As the data source became incredibly rich and easily searchable, people started to find it simple to seek the information they want, which often spread across a large number of websites, but the problem occurred when they wanted to get data from the Internet—not every website offered download options, and copying by hand was obviously tedious and inefficient.
And that’s where web scraping came in. Web scraping is actually powered by web bots/crawlers that function the same way those used in search engines. That is, fetch and copy. The only difference could be the scale. Web scraping focuses on extracting only specific data from certain websites whereas search engines often fetch most of the websites around the Internet.
How is Web scraping done?
1989 The birth of the World Wide Web
Technically, the World Wide Web is different from the Internet. The former refers to the information space, while the latter is the network made up of computers.
Thanks to Tim Berners-Lee, the inventor of WWW, he brought the following 3 things that have long been part of our daily life:
- Uniform Resource Locators (URLs) which we use to go to the website we want;
- embedded hyperlinks that permit us to navigate between the web pages, like the product detail pages on which/where we can find product specifications and lots of other things like “customers who bought this also bought”;
- web pages that contain not only texts but also images, audios, videos and software components.
1990 The first web browser
Also invented by Tim Berners-Lee, it was called WorldWideWeb (no spaces), named after the WWW project. One year after the appearance of the web, people had a way to see it and interact with it.
1991 The first web server and the first http:// web page
The web kept growing at rather mild speed. By 1994, the number of HTTP servers was over 200.
1993-June First web robot – World Wide Web Wanderer
Though functioned the same way web robots today do, it was intended only to measure the size of the web.
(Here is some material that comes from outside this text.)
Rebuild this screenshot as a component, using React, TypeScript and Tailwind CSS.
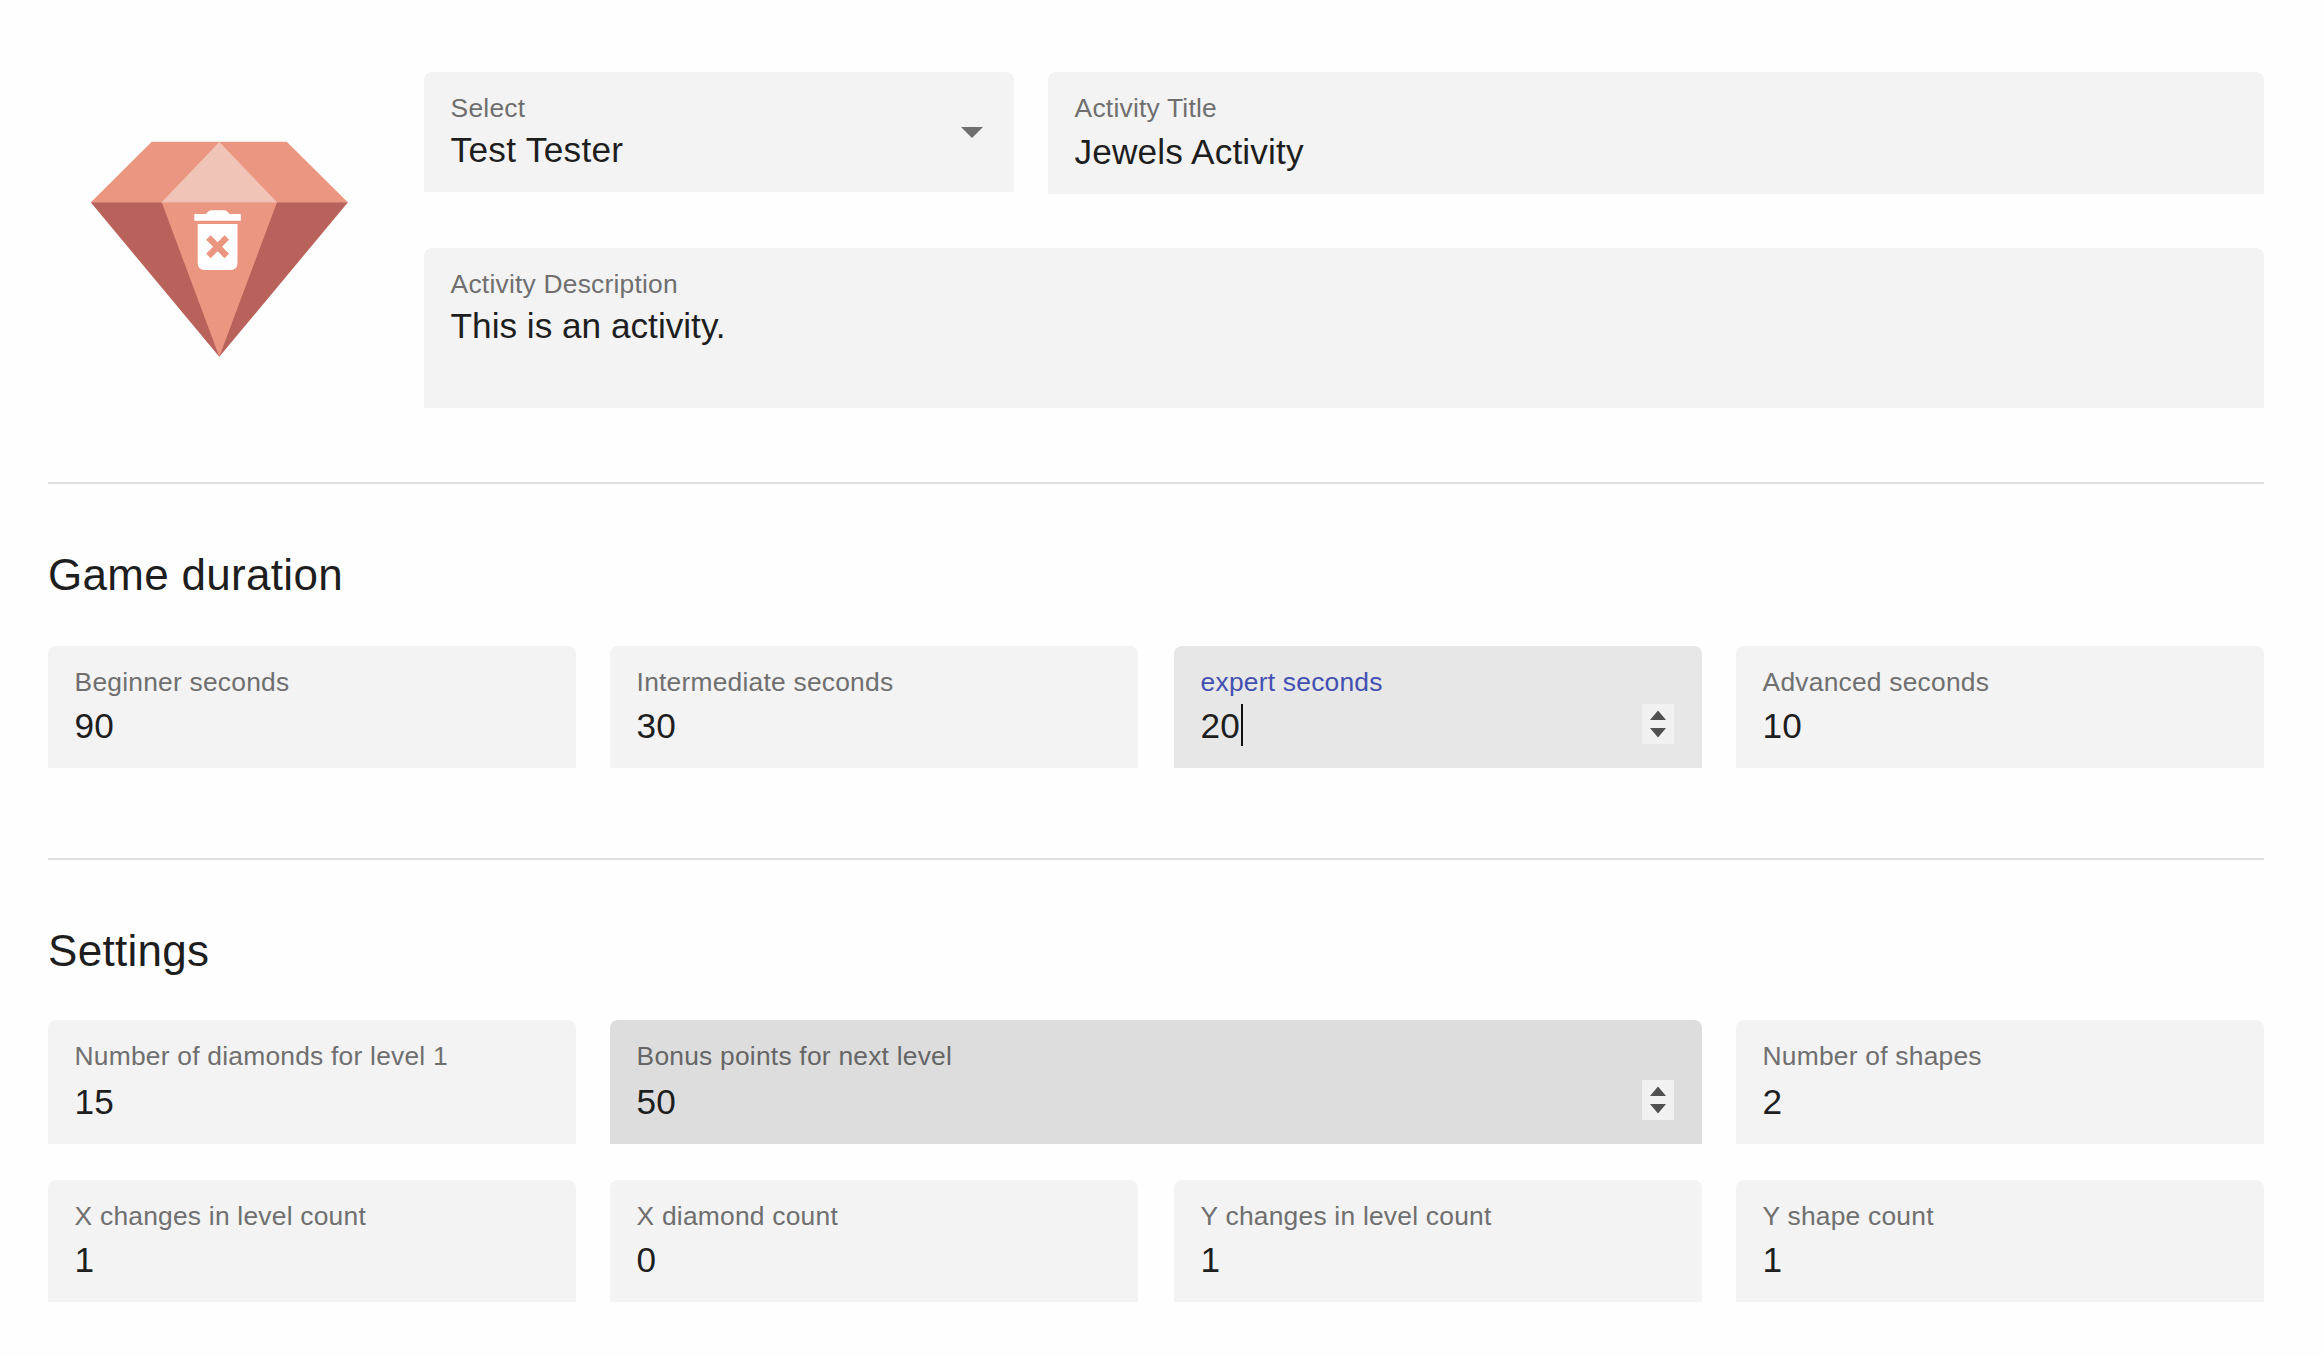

1993-December First crawler-based web search engine – JumpStation
As there were not so many websites available on the web, search engines at that time used to rely on their human website administrators to collect and edit the links into a particular format. JumpStation brought a new leap. It is the first WWW search engine that relies on a web robot.
Since then, people started to use these programmatic web crawlers to harvest and organize the Internet. From Infoseek, Altavista, and Excite, to Bing and Google today, the core of a search engine bot remains the same: find a web page, download (fetch) it, scrape all the information presented on the web page, and then add it to the search engine’s database.
As web pages are designed for human users, and not for ease of automated use, even with the development of the web bot, it was still hard for computer engineers and scientists to do web scraping, let alone normal people. So people have been dedicated to making web scraping more available. In 2000, Salesforce and eBay launched their own API, with which programmers were enabled to access and download some of the data available to the public. Since then, many websites offer web APIs for people to access their public database. APIs offer developers a more friendly way to do web scraping, by just gathering data provided by websites.
2004 Python Beautiful soup
Not all websites offer APIs. Even if they do, they don’t provide all the data you want. So programmers were still working on developing an approach that could facilitate web scraping. In 2004, Beautiful Soup was released. It is a library designed for Python.
In computer programming, a library is a collection of script modules, like commonly used algorithms, that allow being used without rewriting, simplifying the programming process. with simple commands, Beautiful Soup makes sense of site structure and helps parse content from within the HTML container. It is considered the most sophisticated and advanced library for web scraping, and also one of the most common and popular approaches today.
2005-2006 Visual web scraping software
In 2006, Stefan Andresen and his Kapow Software (acquired by Kofax in 2013) launched Web Integration Platform version 6.0, something now understood as visual web scraping software, which allows users to simply highlight the content of a web page and structure that data into a usable excel file, or database.
Finally, there’s a way for the massive non-programmers to do web scraping on their own. Since then, web scraping is starting to hit the mainstream. Now for non-programmers, they can easily find more than 80 out-of-box data extraction software that provides visual processes.
How will web scraping be?
We collect data, process data, and turn data into actionable insights. It’s proven that business giants like Microsoft and Amazon invest a lot of money on data collection about their consumers so as to target people with personalized ads. whereas, small businesses are muscled out of the marketing competition as they’re lack of spare capital to collect data.
Thanks to web scraping tools, any individual, company, and organization are now able to access web data for analysis. When searching “web scraping” on guru.com, you can get 10,088 search results, which means more than 10,000 freelancers are offering web scraping services on the website.
The rising demands in web data by companies across industry prosper the web scraping marketplace, and that brings new jobs and business opportunities.
Meanwhile, like any other emerging industry, web scraping brings legal concerns as well. The legal landscape surrounding the legitimacy of web scraping continues to evolve. Its legal status remains highly context-specific. For now, many of the most interesting legal questions emerging from this trend remain unanswered.
One way to get around potential legal consequences of web scraping is to consult professional web scraping service providers.